A l’heure où les sons synthétiques ne se jouaient qu’en rave, le festival lyonnais doit aussi son émergence grâce à « une municipalité très accueillante », une prise de position « très rare » au début des années 2000. « Gérard Collomb a vraiment contribué au succès de l’événement en lui ouvrant les portes de Lyon, souligne encore Patrice Bardot. Cet appui et ancrage local ont assuré alors à l’événement une pérennité. »

« Les Nuits sonores sont devenues l’un des premiers festivals du genre à être institutionnalisé, en obtenant la reconnaissance et la confiance de la ville, appuie Baptiste Pinsard, programmateur associé du festival. A cette époque-là, c’était important pour les musiques émergentes de se faire une place. »

Une capacité à faire découvrir de nouveaux talents

Ainsi, en étant au cœur de la capitale des Gaules au moment où les grands rendez-vous se tenaient en hors des villes, le rendez-vous musical s’est donné pour mission « d’ouvrir Lyon à ces nouvelles formes créatives électroniques », insiste Baptiste Pinsard. Car l’ADN des Nuits sonores depuis vingt ans, c’est avant tout « sa capacité à faire découvrir des nouveaux talents ».

« On a toujours eu cette habitude de prendre des risques, poursuit le programmateur. On propose des carrières en construction, des spectacles encore en processus de création. C’est un pari mais on aime se placer comme tremplin. Et on ne se trompe jamais. » Le rédacteur en chef de Tsugi confirme : « L’équipe a toujours déniché des pépites. Au fil des années, elle les a accompagnés, soutenus et parfois permis de se développer. La programmation est très exigeante et c’est ce qui en fait, sans aucun doute, un des meilleurs festivals dans la vivacité du genre. C’est aussi ce qui explique sa pérennité. »

« Être à l’écoute de ce qui se fait à son époque »

L’événement lyonnais s’est aussi déployé dans le même temps où les musiques électroniques ont connu une croissance énorme. « Les musiques électroniques, c’est être à l’écoute de ce qui se fait à son époque, affirme Baptiste Pinsard. Aujourd’hui, tous les styles musicaux utilisent des sons synthétiques. Les Nuits sonores se sont imposées autant que les cultures émergentes dans la société, en acceptant d’intégrer, au fil des années, des formes hybrides dans les programmations. »

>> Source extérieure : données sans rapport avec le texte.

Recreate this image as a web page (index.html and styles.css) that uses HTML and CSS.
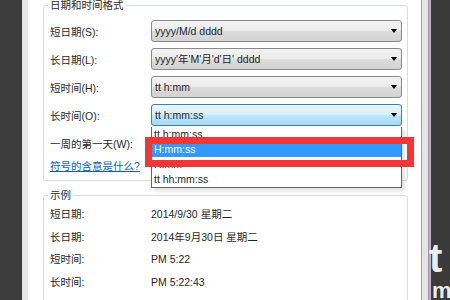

Là encore, le rendez-vous lyonnais a justifié sa notoriété. « La force des organisateurs est de n’avoir jamais cédé au mainstream et à l’appel de l’argent, constate Patrice Bardot. Même en devenant plus important, le festival a su se maintenir à ses origines, sans se reposer sur ses lauriers. Des têtes d’affiche du monde entier sont venues à Lyon. Et au même moment, les programmateurs allaient chercher des jeunes artistes qu’ils soient locaux, en Asie ou en Amérique du Sud. Même s’il a grandi, c’est un festival qui a gardé sa taille humaine et son essence. »

Cette signature, c’est aussi dans une logique de tenir « sa promesse » aux festivaliers, selon Baptiste Pinsard. « On représente le territoire. Autant avec les premiers clubbers qu’avec les nouvelles générations. Le but est de les entremêler en invitant les pionniers et les faire rencontrer ceux qu’ils inspirent. Que ce soit côté artistes ou spectateurs. C’est ainsi voir les premiers festivaliers d’il y a vingt ans venir avec leurs enfants. » Ils sont plus de 55.000 à avoir pris leurs places pour les événements payants et quasiment autant sont attendus pour la partie gratuite.